Проблема не в том, что у людей неправильные факты, проблема в эмоциях идентичности. Когда не доверяешь СМИ, не доверяешь институтам в целом (а в России уровень доверия к кому-то кроме лично знакомых крайне низок), возрастает роль личных контактов.

В начале войны многие обожглись, порвали отношения на фоне резкой поляризации. Но ведь человек меняет мнение не сразу, а постепенно, если ему кажется, что баланс мнений вокруг него меняется. Чтобы не было ощущения, что поддержка режима монолитна, важно озвучивать альтернативные точки зрения.

(Если задача не поменять позицию собеседника, а облегчить душу – то, конечно, можно обращаться к нему как к врагу.)

Олег Журавлёв

Мы видим, что многие находятся в военной самоизоляции. Рано или поздно они будут вынуждены выбираться из своей конуры. Когда это случится, нужно будет говорить с ними убедительным для них языком, искать этот язык – для многих это могут быть личные истории пострадавших украинцев.

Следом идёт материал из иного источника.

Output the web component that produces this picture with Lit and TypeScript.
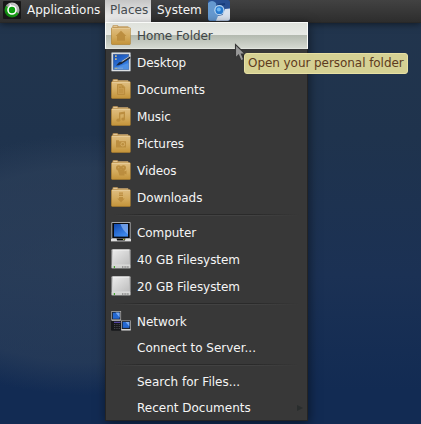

Не нужно никого винить, но ответственности не избежать. Наша ответственность в том, чтоб не отделять себя от этих людей, работать с ними, работать с обществом и ради него.

При этом мы не знаем, каким будет общество после войны, с чем мы столкнёмся. Мобилизованные военнослужащие, возможно, будут получать хорошие зарплаты, льготы и гарантии – и если российская армия не будет разгромлена, то смогут сформировать новый средний класс, считающий Россию своей страной. А обнищавшие противники войны превратятся в антимайдан.

Светлана Ерпылёва

Среди сторонников войны меньшинство тех, кто делает это сознательно, чья позиция чётко сформирована. Большинство выступает «за», потому что в принципе не интересуется публичной жизнью. Мы это не оправдываем, но понимаем. И понимаем, что помимо важных вопросов образования, свободы СМИ, пропаганды есть ещё и вопрос политического участия в широком смысле. Выстраивания солидарных связей с кем-то и чем-то за пределами своей семьи. Это учит мыслить шире.

Борис Грозовский, автор канала EventsAndTexts, модератор дискуссии

Дело не в том, что общество заражено империализмом. А в том, что у него отрублена возможность координации, возможность испытывать интерес к политике. Нам придётся работать именно с этим.